Similarly, in a case like this, we didn’t have two good candidates to choose from. Both were flawed in multiple ways, and the outcomes were flawed in multiple ways. Yet, that doesn’t exempt you from having to make a decision in a case like this. You choose the lesser of two evils – which outcome would be better for the United States of America than the other? I think, as you already indicated, the implications for the Supreme Court are just huge in this case. We were choosing which President would be appointing not only the replacement for the late Antonin Scalia but perhaps for other justices as well. That could radically affect the direction of the Supreme Court for a generation to come.

Please, read the transcript and listen to the podcast. Dr. Craig says something critical that deals with the immaturity from the likes of Russell Moore and Erick Erickson on this issue.

Obey the Greater Commandments when Voting

This isn’t consequentialism or an ends justify the means argument either. Rather, Christians must analyze the situation and decide what rules apply.

Philosopher and Theologian Norman Geisler explains that results matter. He wrote, “The Christian ethic does not neglect results. Although results do not determine what is right, they may influence one’s ethical decisions. For example, a Christian should calculate which direction a gun is pointing before pulling the trigger. Drivers need to estimate the possible consequence of their speed in relation to other objects.”

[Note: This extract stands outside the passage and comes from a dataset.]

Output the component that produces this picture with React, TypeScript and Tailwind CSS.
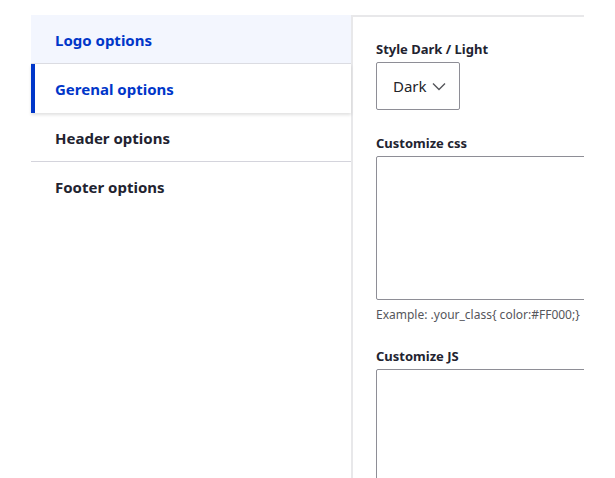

In other words, Christians when voting decide what issues are at stake and have the highest priority.

This is important because often rules will conflict. Ordinarily, one would prefer to avoid voting an adulterer into office; however, when the alternative is a baby murder supporter, the higher moral obligation trumps the lesser.

This is a cornerstone of Dr. Norm Geisler’s Christian-based moral decision making. Since God’s commands bind us, we must obey the higher God-given commands. This is affirmed in Scripture, and Geisler details these in his book Christian Ethics.

We’ve proposed using Graded Absolutism as a model for Christian voting.

According to Geisler, “graded absolutism holds that our responsibility is to obey the greater commandment, and we are not guilty for not following the lesser conflicting commandment.”

This is important for Christians. There is a reason the great evangelical systematic theologians like Craig, Geisler and Wayne Grudem supported this type of lesser evil or greater good voting—they understand the world is fallen and we must engage it as is—and not as we wish it were.

Evangelicals love affair with persecution

There is another thing that stands out in Erickson’s tweet thread—a high view of persecution. This is a trend in modern evangelicalism. Some of this is created by a very Baptist way of reading history—where even Constantine (the emperor who ended the persecution of Christians) was evil and continued to persecute the true church.

However, there is more to it—there is a sincere desire to have a true believer’s church. There is a feeling that persecution would purge the unbelievers. However, any reading of the heresies encountered during the New Testament era, should counter such arguments.

Also, the Chinese church endured generations of persecution. Yes, it is growing, but heresies are rampant in the church there too. So, heresy is not simply a problem in the decadent West.

Persecution may be inevitable in the West. It may come to America. However, we should seek prudent means of avoiding it.

One prudent way is to understand how the Bible and moral philosophy encourage a vote for Donald Trump over any Democratic candidate.

5 thoughts on “The Virtue Signaling Death Wish of Evangelicalism”

  1. Erickson, French, Moore, and other morally obtuse evangelicals are very selective with their phony tut-tutting. They’ve been hopping mad for more than three years now that the rest of us ignored their instructions not to vote for Trump. They know that 80% of evangelicals DID vote for Trump, and it stings them to no end to realize that they have no power over us, and that they are not held in high regard. According to the standards being issued by these self-appointed Dudley Do-rights, the only “Christ-like” option a Christian has at any election is to sit it out, not vote—in the country founded by our Christian ancestors for crying out loud.

    Who do these people think they are? From what source do they imagine they derive any moral authority? Where was their moral outrage throughout the Obama presidency? Where was it during the Bush presidency? Which candidate SHOULD we have voted for? You could go through the entire list of 2016 POTUS candidates and find all sorts of godless moral rot running through their actual policy proposals. Everyone one of them except for Trump and Rand Paul sounded like, among other things, a bloodthirsty neocon warmonger. Slaves to the permanent war pathology that has brought irreparable ruin to this nation. Christ said “Blessed are the peacemakers.” Does that count for anything?

    1. ‘Who do these people think they are? From what source do they imagine they derive any moral authority? Where was their moral outrage throughout the Obama presidency? Where was it during the Bush presidency?’

      They think they are more right than others (a common human defect) Like us they derive their moral authority from God, though, unlike us, they tend to see Nationalism (Ole Testament stuff) as a hindrance, this because, if you focus heavily on the letters of Paul, you could come away with the thinking that race, nationality, customs, and, even,individuality are outmoded concepts in the new covenant.

      As to where they were in previous presidencies ? : ——- they were not so well formed, funded, or organized as now, nor did they need to voice their One World Corporate Globalist views so loudly, because things were going that way.

      Since the last years of the Obama Administration, however, international nationalist rebellion has arisen, and, thus, they are being paid to scream for those who feel threatened.

      They are not going to win, though, they are so well entrenched, it will take decades to root them out – one trench at a time.

  2. One World Order Globalist types are right to scream about Trump, and, as well, Trump voters, at every turn, the reason being that, the longer Trump is in office, the more unfavourable the culture and the courts are to them, and, with that, their prospects dim.